No se trata de una gran película ni tampoco de la mejor versión cinematográfica de la novela homónima de F. Scott Fitzgerald, pero «El gran Gatsby», de Baz Luhrmann, ha tenido el buen efecto de llamar la atención sobre la mejor de las obras del escritor norteamericano. Cualquiera que entre hoy a una de nuestras librerías encontrará cuatro recientes ediciones en castellano de «El gran Gatsby», la última de las cuales, de Tajamar, tiene el valor adicional de la espléndida traducción de Óscar Luis Molina, editor y escritor chileno de fuste.

Desde la primera vez que leí la novela de Fitzgerald, en la rústica y apreciada edición que Nascimento publicó en Santiago el año 1971, con inigualable prólogo de Luis Domínguez, no paro de recomendarla a los estudiantes que tengo en la universidad. Hace un par de semanas, un joven amigo que cursa hoy tercero medio se retiró antes de que se corriera la última carrera -una falta grave para quienes apostamos a los caballos y compartimos mesa en cualquiera de los hipódromos del país-, diciendo que al día siguiente tenía control de lectura de «El lazarillo de Tormes». Lo dejamos ir, por supuesto, aunque con menor aprobación que si nos hubiera dicho que el control era sobre «El gran Gatsby», o «Moby Dick», o «El amor en tiempos del cólera», o «Desgracia»; o sea, literatura para formar adultos y no para perpetuar la adolescencia Harry Potter. Si algo están leyendo hoy nuestros alumnos de secundaria, ¿qué es lo que están leyendo que pueda entusiasmarlos y ayudar a que formen el hábito de la lectura? Tendré que esperar a que ese muchacho llegue a la universidad para hablarle de la novela de Fitzgerald y de cómo a su autor le fue negada sepultura en un cementerio católico de Rockville por haber muerto en casa de su amante.

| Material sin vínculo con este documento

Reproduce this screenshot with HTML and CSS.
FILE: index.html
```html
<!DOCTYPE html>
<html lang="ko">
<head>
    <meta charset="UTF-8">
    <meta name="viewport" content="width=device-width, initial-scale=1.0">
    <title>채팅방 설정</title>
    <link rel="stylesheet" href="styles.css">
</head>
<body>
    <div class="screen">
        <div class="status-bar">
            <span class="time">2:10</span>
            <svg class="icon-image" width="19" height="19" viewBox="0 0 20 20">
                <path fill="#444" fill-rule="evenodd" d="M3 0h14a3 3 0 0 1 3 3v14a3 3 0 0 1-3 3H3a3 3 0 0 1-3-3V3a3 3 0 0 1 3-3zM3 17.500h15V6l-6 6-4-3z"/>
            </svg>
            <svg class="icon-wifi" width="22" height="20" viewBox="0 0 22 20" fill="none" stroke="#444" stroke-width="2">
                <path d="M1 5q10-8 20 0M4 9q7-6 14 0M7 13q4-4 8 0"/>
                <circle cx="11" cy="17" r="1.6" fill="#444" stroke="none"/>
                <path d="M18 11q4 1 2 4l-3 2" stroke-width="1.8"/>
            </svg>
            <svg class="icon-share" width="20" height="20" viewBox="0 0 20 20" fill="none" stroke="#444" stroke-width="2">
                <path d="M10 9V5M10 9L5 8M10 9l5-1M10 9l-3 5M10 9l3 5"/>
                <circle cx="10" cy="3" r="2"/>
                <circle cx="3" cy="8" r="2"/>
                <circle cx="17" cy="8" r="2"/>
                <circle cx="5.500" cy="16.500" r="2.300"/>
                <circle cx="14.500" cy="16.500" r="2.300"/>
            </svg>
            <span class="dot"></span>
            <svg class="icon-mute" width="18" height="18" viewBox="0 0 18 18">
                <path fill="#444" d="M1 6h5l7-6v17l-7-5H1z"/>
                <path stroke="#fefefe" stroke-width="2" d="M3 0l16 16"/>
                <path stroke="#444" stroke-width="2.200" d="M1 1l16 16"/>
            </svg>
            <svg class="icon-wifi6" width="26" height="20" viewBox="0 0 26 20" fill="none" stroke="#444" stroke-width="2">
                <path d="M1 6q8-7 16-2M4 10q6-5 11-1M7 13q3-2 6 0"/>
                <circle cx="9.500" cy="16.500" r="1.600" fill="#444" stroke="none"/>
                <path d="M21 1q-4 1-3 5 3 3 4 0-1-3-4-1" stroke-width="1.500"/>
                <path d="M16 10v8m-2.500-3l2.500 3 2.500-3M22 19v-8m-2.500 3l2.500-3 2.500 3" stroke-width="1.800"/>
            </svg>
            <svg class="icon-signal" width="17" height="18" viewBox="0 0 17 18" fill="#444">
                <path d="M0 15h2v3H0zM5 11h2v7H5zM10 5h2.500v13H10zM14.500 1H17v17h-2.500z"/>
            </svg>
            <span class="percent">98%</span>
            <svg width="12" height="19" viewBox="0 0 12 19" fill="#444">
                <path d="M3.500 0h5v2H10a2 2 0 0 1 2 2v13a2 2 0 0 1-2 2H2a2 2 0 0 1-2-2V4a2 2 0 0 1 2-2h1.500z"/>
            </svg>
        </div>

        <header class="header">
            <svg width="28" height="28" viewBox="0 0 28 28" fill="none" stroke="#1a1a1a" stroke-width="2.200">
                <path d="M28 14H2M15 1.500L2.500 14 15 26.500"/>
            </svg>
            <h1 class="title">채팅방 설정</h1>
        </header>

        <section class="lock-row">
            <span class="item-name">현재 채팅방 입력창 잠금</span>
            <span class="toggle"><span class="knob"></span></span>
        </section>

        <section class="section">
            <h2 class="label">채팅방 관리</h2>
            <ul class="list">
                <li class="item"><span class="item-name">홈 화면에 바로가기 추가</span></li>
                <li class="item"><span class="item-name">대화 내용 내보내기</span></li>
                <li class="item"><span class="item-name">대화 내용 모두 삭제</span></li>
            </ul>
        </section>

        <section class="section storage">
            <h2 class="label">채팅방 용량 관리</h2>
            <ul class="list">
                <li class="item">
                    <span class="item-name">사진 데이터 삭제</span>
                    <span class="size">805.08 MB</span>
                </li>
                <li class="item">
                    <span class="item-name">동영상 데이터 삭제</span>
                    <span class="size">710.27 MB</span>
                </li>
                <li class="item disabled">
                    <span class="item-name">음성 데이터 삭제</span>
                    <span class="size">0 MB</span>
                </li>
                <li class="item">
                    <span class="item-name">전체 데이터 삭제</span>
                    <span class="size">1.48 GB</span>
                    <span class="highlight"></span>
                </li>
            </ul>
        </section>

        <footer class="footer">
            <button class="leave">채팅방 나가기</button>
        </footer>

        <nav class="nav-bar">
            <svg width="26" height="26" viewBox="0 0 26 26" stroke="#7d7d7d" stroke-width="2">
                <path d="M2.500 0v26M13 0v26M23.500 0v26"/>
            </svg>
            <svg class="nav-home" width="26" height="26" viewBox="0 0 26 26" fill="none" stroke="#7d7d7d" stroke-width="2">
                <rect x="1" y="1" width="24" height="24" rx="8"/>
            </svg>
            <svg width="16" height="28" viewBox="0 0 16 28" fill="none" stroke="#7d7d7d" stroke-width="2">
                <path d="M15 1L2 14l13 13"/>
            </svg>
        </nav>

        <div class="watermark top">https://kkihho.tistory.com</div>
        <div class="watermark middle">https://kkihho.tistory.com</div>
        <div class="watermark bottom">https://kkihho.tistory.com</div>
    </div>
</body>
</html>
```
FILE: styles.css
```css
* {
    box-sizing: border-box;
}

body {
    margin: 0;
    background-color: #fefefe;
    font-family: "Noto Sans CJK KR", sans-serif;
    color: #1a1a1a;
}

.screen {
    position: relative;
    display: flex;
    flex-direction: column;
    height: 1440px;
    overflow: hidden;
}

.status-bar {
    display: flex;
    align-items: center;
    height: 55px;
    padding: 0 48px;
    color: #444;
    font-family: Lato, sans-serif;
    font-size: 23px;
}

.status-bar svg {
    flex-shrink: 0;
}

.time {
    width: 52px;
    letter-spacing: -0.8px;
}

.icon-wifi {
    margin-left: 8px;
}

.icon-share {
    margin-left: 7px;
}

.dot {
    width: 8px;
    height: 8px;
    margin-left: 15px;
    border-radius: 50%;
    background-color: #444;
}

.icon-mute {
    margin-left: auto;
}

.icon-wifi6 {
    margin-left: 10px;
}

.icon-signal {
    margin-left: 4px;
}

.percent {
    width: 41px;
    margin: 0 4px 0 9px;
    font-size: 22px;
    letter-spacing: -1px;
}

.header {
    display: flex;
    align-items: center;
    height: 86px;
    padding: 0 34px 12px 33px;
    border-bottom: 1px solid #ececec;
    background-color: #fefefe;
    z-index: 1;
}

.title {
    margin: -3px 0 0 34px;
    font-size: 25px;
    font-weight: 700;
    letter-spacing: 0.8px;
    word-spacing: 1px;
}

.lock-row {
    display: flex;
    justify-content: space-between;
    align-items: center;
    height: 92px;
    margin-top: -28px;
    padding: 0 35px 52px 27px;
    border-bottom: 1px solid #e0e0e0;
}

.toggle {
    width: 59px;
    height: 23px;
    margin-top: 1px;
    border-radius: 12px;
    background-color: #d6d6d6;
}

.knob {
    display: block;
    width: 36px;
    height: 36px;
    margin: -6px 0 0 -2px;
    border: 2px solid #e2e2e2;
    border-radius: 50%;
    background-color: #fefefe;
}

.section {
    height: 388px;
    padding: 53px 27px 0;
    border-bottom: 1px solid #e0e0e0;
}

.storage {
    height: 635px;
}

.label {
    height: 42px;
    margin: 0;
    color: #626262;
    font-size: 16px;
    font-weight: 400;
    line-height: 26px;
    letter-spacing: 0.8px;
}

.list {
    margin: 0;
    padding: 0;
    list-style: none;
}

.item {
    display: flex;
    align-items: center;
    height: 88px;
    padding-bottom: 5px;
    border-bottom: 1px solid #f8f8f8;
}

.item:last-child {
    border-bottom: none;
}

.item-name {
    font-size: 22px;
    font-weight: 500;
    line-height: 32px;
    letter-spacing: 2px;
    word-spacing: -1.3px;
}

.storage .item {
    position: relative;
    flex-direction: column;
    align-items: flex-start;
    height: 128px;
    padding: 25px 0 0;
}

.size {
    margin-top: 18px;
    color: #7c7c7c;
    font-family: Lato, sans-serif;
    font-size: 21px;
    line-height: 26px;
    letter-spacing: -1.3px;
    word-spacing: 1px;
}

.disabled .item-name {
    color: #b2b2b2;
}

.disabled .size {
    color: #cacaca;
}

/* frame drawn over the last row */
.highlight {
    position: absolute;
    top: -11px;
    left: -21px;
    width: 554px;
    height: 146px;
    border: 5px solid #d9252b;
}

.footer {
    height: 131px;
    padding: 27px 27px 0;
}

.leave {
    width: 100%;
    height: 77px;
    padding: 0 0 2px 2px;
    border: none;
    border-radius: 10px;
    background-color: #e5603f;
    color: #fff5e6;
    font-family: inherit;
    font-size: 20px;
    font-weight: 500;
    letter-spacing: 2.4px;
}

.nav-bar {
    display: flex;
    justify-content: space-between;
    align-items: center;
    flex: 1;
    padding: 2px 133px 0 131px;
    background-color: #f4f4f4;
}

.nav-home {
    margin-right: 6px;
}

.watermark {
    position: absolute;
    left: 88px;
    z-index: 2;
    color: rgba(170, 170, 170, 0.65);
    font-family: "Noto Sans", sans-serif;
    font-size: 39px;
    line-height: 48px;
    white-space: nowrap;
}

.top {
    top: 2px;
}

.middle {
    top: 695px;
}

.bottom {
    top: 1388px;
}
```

¿Quién es Jay Gatsby? ¿Un teniente del Séptimo de Infantería del ejército norteamericano durante la Primera Guerra Mundial? ¿Un espía alemán? ¿Un egresado de Oxford? ¿Un contrabandista de alcohol? ¿Un homicida? ¿El propietario de una cadena de farmacias? ¿Un nuevo rico propenso a la ostentación? ¿La encarnación del sueño americano? ¿Un adulto joven que paga caro su convicción de que el pasado puede repetirse? ¿O alguien que marcha prematuramente a la muerte en medio de un fresco atardecer?

Jay Gatsby tiene un don extraordinario para la esperanza, sin advertir «el polvo engañoso que flota en la estela de sus sueños». En las concurridas y ampulosas fiestas que organiza en su mansión del Valle de los Fresnos, en Long Island, a 30 kilómetros de N. York, se sirven cócteles olvidados cuya fragancia compite con la del jardín en el ocaso de los días de verano. En la misma Quinta Avenida (estamos en 1922), todo era tan cálido, suave y sensual, tan pastoral, que el personaje que narra la historia de Gatsby puede decir que «en esa tarde veraniega de domingo no me habría sorprendido ver aparecer un gran rebaño de ovejas blancas por la esquina». Cuando los personajes principales de la historia arriendan una suite en el Hotel Plaza para beber licor de menta con hielo, ráfagas de una brisa cálida penetran en la habitación, trayendo el pesado aroma de los árboles de Central Park.

Las fiestas de Gatsby, abiertas a quien quiera llegar, tienen un secreto propósito: que Daisy Buchanan llegue a alguna de ellas y pueda así volver al presente la fallida historia de amor que había tenido con la niña dorada de su tiempo de estudiante. Pero Daisy está casada y la tragedia se desencadena de manera inesperada. Gatsby lucha como un barco que avanza contra la corriente, atraído sin cesar hacia el pasado, según la ya legendaria imagen final de la novela. Su especulación romántica sucumbe al fin en el vertedero de la interminable variedad de la vida.